When people hear "AI builds 70% of your software," they picture a chatbot spitting out rough code that someone has to clean up. That is not what we do. The 70% AI handles is high-quality, structured, tested implementation — functions, components, API routes, database queries. The 30% our engineers own is the work that determines whether any of it makes it to production.
What the 70% looks like
Our AI agents work from a detailed technical specification that our engineers write. Given a well-scoped spec, the agent produces component code, unit tests, API handlers, and type definitions.
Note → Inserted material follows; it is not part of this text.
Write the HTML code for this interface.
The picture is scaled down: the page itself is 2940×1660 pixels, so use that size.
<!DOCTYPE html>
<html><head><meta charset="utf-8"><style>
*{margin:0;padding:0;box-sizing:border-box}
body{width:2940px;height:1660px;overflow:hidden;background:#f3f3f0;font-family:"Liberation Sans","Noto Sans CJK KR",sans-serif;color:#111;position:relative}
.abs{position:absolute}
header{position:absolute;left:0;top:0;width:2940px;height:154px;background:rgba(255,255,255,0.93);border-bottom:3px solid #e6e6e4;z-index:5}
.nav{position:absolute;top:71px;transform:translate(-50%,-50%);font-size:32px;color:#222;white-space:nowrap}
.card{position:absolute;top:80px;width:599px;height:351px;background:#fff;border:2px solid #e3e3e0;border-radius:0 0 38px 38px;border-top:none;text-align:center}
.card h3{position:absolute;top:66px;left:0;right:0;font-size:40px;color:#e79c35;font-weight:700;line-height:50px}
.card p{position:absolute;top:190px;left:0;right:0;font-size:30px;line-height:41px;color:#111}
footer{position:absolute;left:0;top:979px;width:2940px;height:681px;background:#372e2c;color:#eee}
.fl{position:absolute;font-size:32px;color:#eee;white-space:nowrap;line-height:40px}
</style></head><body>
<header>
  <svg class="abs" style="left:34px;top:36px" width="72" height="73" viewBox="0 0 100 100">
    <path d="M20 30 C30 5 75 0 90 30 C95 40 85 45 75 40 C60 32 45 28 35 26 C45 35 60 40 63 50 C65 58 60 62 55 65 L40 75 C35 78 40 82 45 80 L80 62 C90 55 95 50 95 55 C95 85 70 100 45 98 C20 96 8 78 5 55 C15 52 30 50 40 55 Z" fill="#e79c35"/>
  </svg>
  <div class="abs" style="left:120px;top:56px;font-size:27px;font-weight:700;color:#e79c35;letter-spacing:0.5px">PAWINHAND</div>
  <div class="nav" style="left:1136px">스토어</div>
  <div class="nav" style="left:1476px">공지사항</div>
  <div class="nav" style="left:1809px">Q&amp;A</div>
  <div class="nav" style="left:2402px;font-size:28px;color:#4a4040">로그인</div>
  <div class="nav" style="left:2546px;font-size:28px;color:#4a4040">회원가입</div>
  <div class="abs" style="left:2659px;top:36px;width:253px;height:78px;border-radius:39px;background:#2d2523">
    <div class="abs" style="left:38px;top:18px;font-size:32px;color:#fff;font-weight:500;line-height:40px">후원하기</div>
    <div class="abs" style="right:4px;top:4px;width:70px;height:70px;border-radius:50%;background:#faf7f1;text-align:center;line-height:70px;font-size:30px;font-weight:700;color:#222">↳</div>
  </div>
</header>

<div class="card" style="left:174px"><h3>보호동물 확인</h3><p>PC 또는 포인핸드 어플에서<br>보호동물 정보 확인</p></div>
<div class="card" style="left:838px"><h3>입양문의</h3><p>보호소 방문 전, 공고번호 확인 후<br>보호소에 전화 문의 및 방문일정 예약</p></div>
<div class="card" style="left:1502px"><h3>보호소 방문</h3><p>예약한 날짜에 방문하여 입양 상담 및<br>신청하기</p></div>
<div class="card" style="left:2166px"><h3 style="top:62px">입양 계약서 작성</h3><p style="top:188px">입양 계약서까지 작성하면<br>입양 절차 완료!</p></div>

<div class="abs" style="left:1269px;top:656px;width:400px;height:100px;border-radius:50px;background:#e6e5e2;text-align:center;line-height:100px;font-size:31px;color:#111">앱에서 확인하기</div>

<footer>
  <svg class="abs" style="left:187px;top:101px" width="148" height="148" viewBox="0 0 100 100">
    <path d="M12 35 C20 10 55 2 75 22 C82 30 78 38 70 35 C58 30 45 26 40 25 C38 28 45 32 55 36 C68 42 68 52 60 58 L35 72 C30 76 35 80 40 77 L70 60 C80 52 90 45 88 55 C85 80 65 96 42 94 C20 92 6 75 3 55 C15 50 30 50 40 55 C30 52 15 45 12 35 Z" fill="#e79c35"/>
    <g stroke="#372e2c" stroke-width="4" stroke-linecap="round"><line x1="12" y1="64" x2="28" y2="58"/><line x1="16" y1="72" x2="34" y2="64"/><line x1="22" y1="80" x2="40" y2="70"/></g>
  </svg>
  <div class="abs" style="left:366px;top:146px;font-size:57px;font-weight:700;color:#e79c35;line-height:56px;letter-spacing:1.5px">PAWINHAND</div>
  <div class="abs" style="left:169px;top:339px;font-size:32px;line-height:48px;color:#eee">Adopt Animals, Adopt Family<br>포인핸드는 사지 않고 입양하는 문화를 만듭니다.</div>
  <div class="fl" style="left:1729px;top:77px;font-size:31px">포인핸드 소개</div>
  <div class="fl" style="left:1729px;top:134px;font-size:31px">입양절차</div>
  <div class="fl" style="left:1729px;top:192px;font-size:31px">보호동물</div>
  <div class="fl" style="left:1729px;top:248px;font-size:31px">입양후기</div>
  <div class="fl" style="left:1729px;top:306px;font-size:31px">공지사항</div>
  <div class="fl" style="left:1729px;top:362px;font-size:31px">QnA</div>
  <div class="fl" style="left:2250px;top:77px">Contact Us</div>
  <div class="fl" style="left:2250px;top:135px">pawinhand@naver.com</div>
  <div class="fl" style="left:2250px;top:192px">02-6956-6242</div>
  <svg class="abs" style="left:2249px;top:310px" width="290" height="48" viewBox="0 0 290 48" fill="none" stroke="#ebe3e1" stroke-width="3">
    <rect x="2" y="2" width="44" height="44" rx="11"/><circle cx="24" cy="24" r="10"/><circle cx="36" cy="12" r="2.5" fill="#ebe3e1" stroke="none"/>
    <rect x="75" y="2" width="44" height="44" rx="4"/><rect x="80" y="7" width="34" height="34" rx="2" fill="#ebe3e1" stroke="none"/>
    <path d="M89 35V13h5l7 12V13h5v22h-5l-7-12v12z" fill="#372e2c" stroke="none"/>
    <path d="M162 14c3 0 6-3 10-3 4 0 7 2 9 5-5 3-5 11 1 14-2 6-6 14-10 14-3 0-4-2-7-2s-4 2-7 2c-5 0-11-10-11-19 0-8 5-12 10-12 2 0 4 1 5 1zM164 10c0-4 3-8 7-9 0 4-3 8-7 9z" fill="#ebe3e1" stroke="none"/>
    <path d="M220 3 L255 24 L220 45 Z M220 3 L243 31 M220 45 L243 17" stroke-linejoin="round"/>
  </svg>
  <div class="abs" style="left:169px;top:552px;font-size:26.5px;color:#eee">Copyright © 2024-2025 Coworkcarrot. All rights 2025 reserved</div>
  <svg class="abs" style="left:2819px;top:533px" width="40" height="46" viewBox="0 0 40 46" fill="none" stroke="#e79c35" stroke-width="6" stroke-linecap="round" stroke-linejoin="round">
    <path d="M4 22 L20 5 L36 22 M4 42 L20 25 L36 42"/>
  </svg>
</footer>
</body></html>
It does this faster than any human can type, and it does not make the copy-paste errors humans do.
- React components — full implementations with props, state, and event handlers
- API routes — endpoint logic, validation, and error responses
- Database queries — typed queries with parameterisation and pagination
- Unit tests — coverage for the happy path and common error cases
What the 30% looks like
The 30% that engineers own is not editing AI code. It is the set of decisions the AI cannot make correctly without human judgment:
- Architecture review — Does this component model hold under real user load? Is this the right data structure for a schema that will grow?
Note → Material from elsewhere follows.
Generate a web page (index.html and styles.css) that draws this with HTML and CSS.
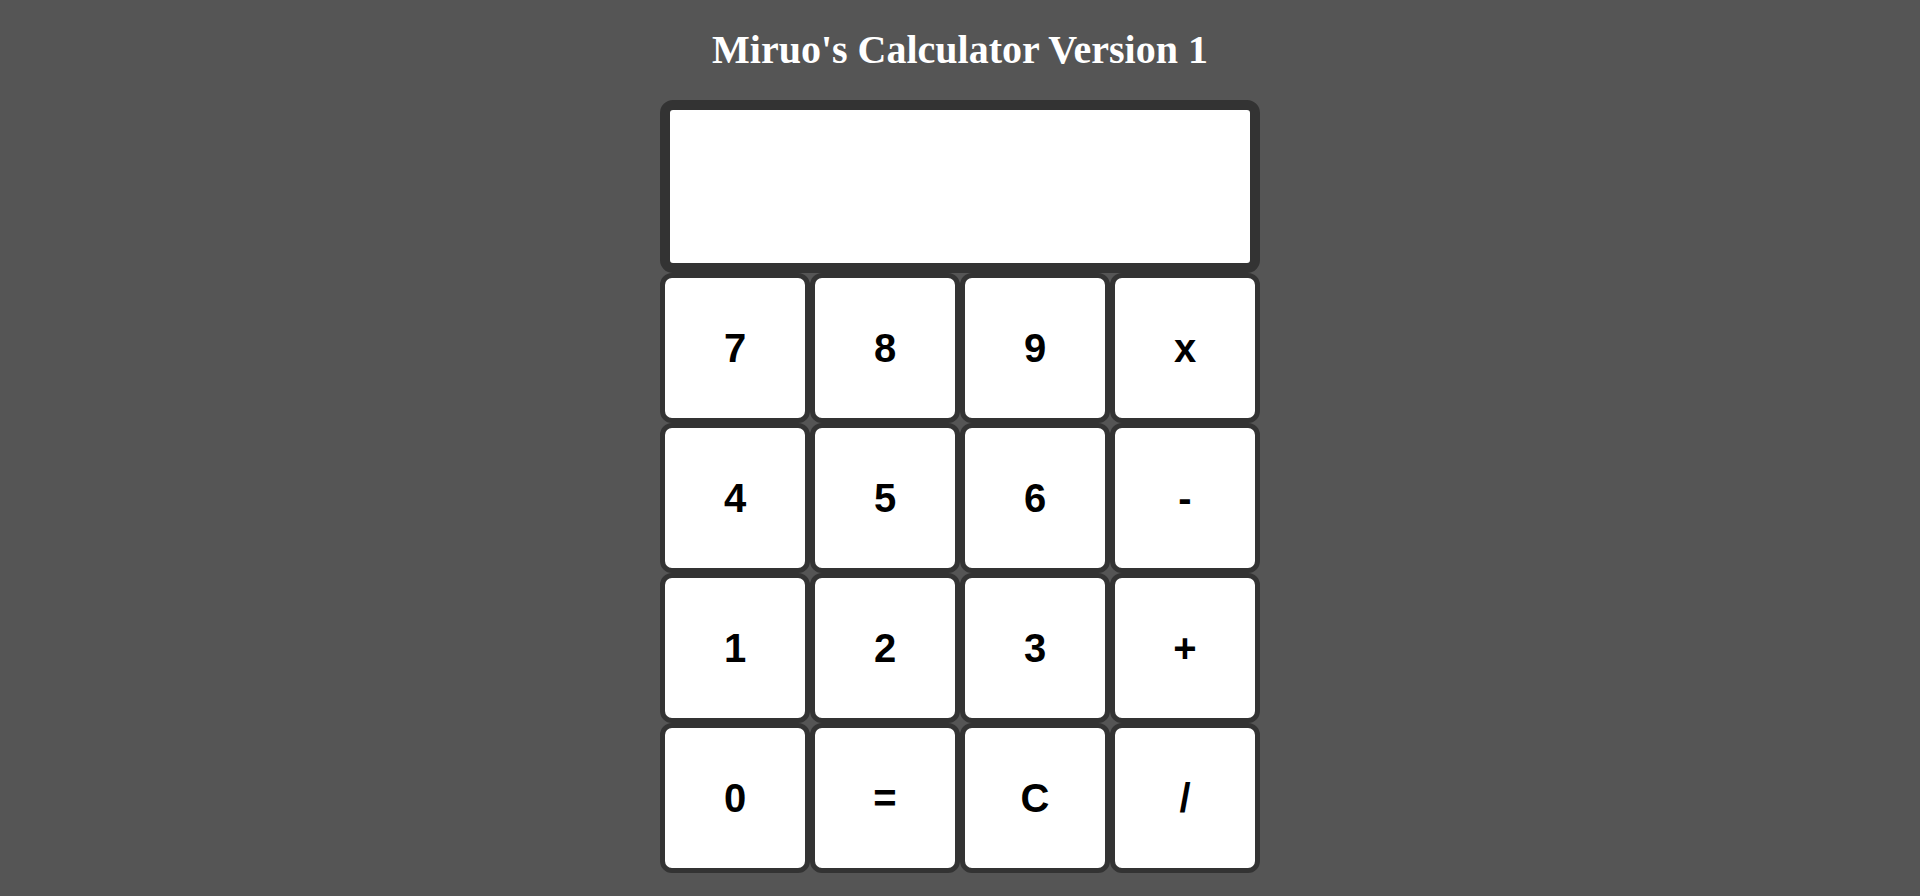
FILE: index.html
```html
<!DOCTYPE html>
<html lang="en">
<head>
<meta charset="utf-8">
<title>Miruo's Calculator Version 1</title>
<link rel="stylesheet" href="styles.css">
</head>
<body>
<h1 class="title">Miruo's Calculator Version 1</h1>
<div class="calculator">
  <div class="display"></div>
  <div class="keys">
    <button class="key">7</button>
    <button class="key">8</button>
    <button class="key">9</button>
    <button class="key">x</button>
    <button class="key">4</button>
    <button class="key">5</button>
    <button class="key">6</button>
    <button class="key">-</button>
    <button class="key">1</button>
    <button class="key">2</button>
    <button class="key">3</button>
    <button class="key">+</button>
    <button class="key">0</button>
    <button class="key">=</button>
    <button class="key">C</button>
    <button class="key">/</button>
  </div>
</div>
</body>
</html>
```
FILE: styles.css
```css
html, body {
  margin: 0;
  padding: 0;
  background: #555555;
}

body {
  padding-top: 1px;
}

.title {
  margin: 26px 0 27px;
  font-family: "Liberation Serif", "Times New Roman", serif;
  font-size: 40px;
  line-height: 46px;
  font-weight: bold;
  color: #ffffff;
  text-align: center;
}

.calculator {
  width: 600px;
  margin: 0 auto;
  display: flex;
  flex-direction: column;
}

.display {
  box-sizing: border-box;
  height: 173px;
  background: #ffffff;
  border: 10px solid #333333;
  border-radius: 13px;
}

.keys {
  display: grid;
  grid-template-columns: repeat(4, 150px);
  grid-auto-rows: 150px;
}

.key {
  box-sizing: border-box;
  margin: 0;
  padding: 0;
  background: #ffffff;
  border: 5px solid #333333;
  border-radius: 12px;
  font-family: "Liberation Sans", Arial, sans-serif;
  font-weight: bold;
  font-size: 40px;
  color: #000000;
}
```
- Security audit — AI misses injection vectors, insecure direct object references, and authentication edge cases. Every endpoint gets a manual review.
- Database migrations — Changing a live schema requires judgment about data distribution, rollback strategy, and downtime tolerance. AI does not have this context.
- Deployment configuration — Environment variables, CDN rules, edge function placement, serverless timeouts. These are infrastructure decisions with real consequences.
- Monitoring setup — What gets alerted on. What error rates are acceptable. How the on-call rotation works.
Why this is actually 5x faster
A traditional agency spends roughly 60-70% of its engineering time on implementation — writing functions, components, and queries. If you can move that work to AI without losing quality, the engineering team redirects to architecture, review, and deployment. Projects that used to take 12 weeks take 3.
The catch is that this only works if the specification is precise and the human review is rigorous. Skipping the review is how you get a fast prototype that fails in production. We have seen enough of those to know exactly where the failures happen.
That is why our process is not "AI first, humans later." It is "humans spec, AI builds, humans verify." The ratio is 70/30. The sequence matters as much as the split.